● **Instructions for the task**:
Word for word, quote all of the material, omitting the pictures.

● **Recorded data**:
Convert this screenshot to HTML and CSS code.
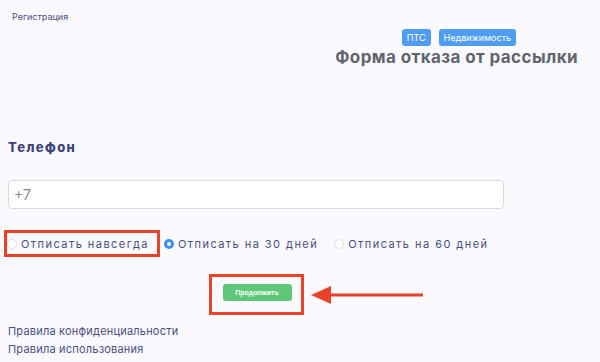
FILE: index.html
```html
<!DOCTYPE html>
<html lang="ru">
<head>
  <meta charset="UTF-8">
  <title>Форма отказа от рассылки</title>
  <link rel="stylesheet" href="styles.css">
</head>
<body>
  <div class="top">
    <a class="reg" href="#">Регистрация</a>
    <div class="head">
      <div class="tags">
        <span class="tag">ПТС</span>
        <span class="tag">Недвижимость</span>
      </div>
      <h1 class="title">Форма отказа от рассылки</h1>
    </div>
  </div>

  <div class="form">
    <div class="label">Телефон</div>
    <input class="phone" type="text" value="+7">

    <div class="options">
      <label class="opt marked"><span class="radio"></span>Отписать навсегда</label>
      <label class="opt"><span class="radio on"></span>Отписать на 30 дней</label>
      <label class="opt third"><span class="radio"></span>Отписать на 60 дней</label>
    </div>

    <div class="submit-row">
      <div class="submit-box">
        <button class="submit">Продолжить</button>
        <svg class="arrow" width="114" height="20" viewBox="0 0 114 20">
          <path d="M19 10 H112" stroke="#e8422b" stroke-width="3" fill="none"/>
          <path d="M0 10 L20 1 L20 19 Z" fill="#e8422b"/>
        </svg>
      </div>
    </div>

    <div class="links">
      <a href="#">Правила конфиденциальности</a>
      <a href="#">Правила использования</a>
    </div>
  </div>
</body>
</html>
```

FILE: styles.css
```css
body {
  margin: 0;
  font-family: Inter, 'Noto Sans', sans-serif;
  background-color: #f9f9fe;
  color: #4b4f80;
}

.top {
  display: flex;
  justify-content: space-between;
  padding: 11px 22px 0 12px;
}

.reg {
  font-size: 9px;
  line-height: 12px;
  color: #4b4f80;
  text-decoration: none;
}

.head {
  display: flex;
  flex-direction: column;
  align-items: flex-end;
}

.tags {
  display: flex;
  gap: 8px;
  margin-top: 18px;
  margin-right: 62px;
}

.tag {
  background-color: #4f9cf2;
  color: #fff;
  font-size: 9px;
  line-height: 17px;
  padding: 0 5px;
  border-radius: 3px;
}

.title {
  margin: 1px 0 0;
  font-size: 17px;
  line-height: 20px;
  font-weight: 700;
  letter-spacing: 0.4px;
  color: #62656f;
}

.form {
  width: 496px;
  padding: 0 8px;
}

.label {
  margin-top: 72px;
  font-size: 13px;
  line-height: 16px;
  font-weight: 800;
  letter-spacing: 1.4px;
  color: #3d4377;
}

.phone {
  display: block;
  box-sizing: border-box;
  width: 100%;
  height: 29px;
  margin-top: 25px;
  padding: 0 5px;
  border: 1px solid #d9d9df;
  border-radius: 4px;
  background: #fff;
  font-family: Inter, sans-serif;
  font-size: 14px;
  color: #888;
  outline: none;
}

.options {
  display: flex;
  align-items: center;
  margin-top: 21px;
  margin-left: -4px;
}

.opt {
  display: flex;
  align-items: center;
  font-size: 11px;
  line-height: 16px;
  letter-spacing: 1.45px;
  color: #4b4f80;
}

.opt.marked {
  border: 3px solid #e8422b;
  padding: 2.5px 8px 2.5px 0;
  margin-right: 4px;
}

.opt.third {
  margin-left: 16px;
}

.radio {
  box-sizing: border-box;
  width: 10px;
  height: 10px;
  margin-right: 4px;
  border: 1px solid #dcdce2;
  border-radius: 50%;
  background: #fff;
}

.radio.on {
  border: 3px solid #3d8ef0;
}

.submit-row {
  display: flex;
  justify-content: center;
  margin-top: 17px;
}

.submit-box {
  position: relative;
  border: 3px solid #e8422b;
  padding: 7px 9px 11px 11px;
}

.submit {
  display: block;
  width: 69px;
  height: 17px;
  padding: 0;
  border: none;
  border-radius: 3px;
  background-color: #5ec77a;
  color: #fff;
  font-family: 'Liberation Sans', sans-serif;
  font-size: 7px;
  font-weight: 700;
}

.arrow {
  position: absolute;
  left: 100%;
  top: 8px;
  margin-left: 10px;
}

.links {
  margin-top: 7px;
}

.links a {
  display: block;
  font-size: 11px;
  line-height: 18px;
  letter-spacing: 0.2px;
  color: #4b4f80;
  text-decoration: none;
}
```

● **Output below**:
Convert this screenshot to HTML and CSS code.
FILE: index.html
```html
<!DOCTYPE html>
<html lang="ru">
<head>
  <meta charset="UTF-8">
  <title>Форма отказа от рассылки</title>
  <link rel="stylesheet" href="styles.css">
</head>
<body>
  <div class="top">
    <a class="reg" href="#">Регистрация</a>
    <div class="head">
      <div class="tags">
        <span class="tag">ПТС</span>
        <span class="tag">Недвижимость</span>
      </div>
      <h1 class="title">Форма отказа от рассылки</h1>
    </div>
  </div>

  <div class="form">
    <div class="label">Телефон</div>
    <input class="phone" type="text" value="+7">

    <div class="options">
      <label class="opt marked"><span class="radio"></span>Отписать навсегда</label>
      <label class="opt"><span class="radio on"></span>Отписать на 30 дней</label>
      <label class="opt third"><span class="radio"></span>Отписать на 60 дней</label>
    </div>

    <div class="submit-row">
      <div class="submit-box">
        <button class="submit">Продолжить</button>
        <svg class="arrow" width="114" height="20" viewBox="0 0 114 20">
          <path d="M19 10 H112" stroke="#e8422b" stroke-width="3" fill="none"/>
          <path d="M0 10 L20 1 L20 19 Z" fill="#e8422b"/>
        </svg>
      </div>
    </div>

    <div class="links">
      <a href="#">Правила конфиденциальности</a>
      <a href="#">Правила использования</a>
    </div>
  </div>
</body>
</html>
```

FILE: styles.css
```css
body {
  margin: 0;
  font-family: Inter, 'Noto Sans', sans-serif;
  background-color: #f9f9fe;
  color: #4b4f80;
}

.top {
  display: flex;
  justify-content: space-between;
  padding: 11px 22px 0 12px;
}

.reg {
  font-size: 9px;
  line-height: 12px;
  color: #4b4f80;
  text-decoration: none;
}

.head {
  display: flex;
  flex-direction: column;
  align-items: flex-end;
}

.tags {
  display: flex;
  gap: 8px;
  margin-top: 18px;
  margin-right: 62px;
}

.tag {
  background-color: #4f9cf2;
  color: #fff;
  font-size: 9px;
  line-height: 17px;
  padding: 0 5px;
  border-radius: 3px;
}

.title {
  margin: 1px 0 0;
  font-size: 17px;
  line-height: 20px;
  font-weight: 700;
  letter-spacing: 0.4px;
  color: #62656f;
}

.form {
  width: 496px;
  padding: 0 8px;
}

.label {
  margin-top: 72px;
  font-size: 13px;
  line-height: 16px;
  font-weight: 800;
  letter-spacing: 1.4px;
  color: #3d4377;
}

.phone {
  display: block;
  box-sizing: border-box;
  width: 100%;
  height: 29px;
  margin-top: 25px;
  padding: 0 5px;
  border: 1px solid #d9d9df;
  border-radius: 4px;
  background: #fff;
  font-family: Inter, sans-serif;
  font-size: 14px;
  color: #888;
  outline: none;
}

.options {
  display: flex;
  align-items: center;
  margin-top: 21px;
  margin-left: -4px;
}

.opt {
  display: flex;
  align-items: center;
  font-size: 11px;
  line-height: 16px;
  letter-spacing: 1.45px;
  color: #4b4f80;
}

.opt.marked {
  border: 3px solid #e8422b;
  padding: 2.5px 8px 2.5px 0;
  margin-right: 4px;
}

.opt.third {
  margin-left: 16px;
}

.radio {
  box-sizing: border-box;
  width: 10px;
  height: 10px;
  margin-right: 4px;
  border: 1px solid #dcdce2;
  border-radius: 50%;
  background: #fff;
}

.radio.on {
  border: 3px solid #3d8ef0;
}

.submit-row {
  display: flex;
  justify-content: center;
  margin-top: 17px;
}

.submit-box {
  position: relative;
  border: 3px solid #e8422b;
  padding: 7px 9px 11px 11px;
}

.submit {
  display: block;
  width: 69px;
  height: 17px;
  padding: 0;
  border: none;
  border-radius: 3px;
  background-color: #5ec77a;
  color: #fff;
  font-family: 'Liberation Sans', sans-serif;
  font-size: 7px;
  font-weight: 700;
}

.arrow {
  position: absolute;
  left: 100%;
  top: 8px;
  margin-left: 10px;
}

.links {
  margin-top: 7px;
}

.links a {
  display: block;
  font-size: 11px;
  line-height: 18px;
  letter-spacing: 0.2px;
  color: #4b4f80;
  text-decoration: none;
}
```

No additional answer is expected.